To guard against false conclusions from this as to the term “eternal life,” we must remember that the spared Gentiles of Matt. 25 go away into it. Still even there it is those who have received Christ in His humiliation in His messengers, and will have had share in the sorrow of a Christ the world rejects. (So the hundred and forty-four thousand of Rev. 14, and the great multitude of chapter 7, though the matter be not there in hand.)
In John 6 we have One in whom is eternal life in nature and being, always in the bosom of the Father, living here, coming down and bringing this new heavenly thing, and dying, giving Himself even to death to close the old thing and set it aside, so as to make an end of that and introduce us into the pure glory into which He is entered according to the worth of that which He has wrought. He has taken flesh, eternal life being in Him, and given it for the life of the world. It is the death we enter and receive in our souls, so as to have a part in the eternal life in Him.

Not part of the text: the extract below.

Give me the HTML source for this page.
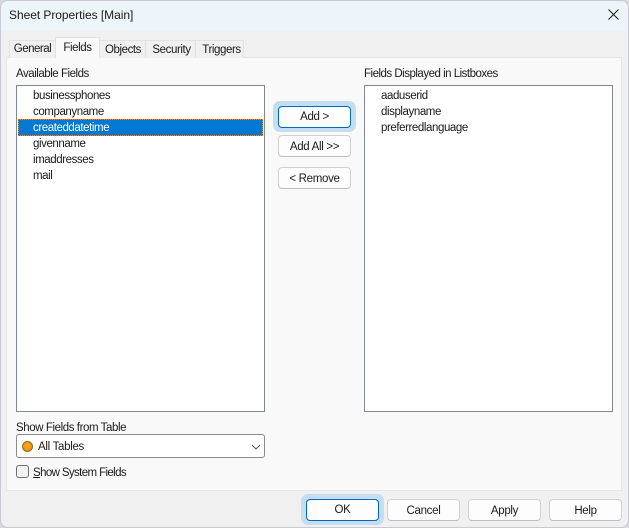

Hence, in the sacraments (so-called), figures of this, the first, baptism, has no connection with union with Christ in its signification; the second has. “We are all one bread, one body, being partakers of that one bread.” Yet it is not so, as that in itself we are thus one with Christ therein even in figure; but we arc all one out of the world as united to Him. This union with the Head is by the Holy Ghost—another truth founded on the ascension, yet supposing His death. Being so united we return to see how it all came in, and we own death, not union. In one sense death goes deeper than union, because all God's moral nature is made good and glorified in it, and the question of sin settled. Union is a special privilege of ours. In a word Christ is eternal life with the Father, becomes man, and dies, setting aside for us the whole condition of man with God in the world, and thus takes man up into the new glory purposed of which He was thus worthy.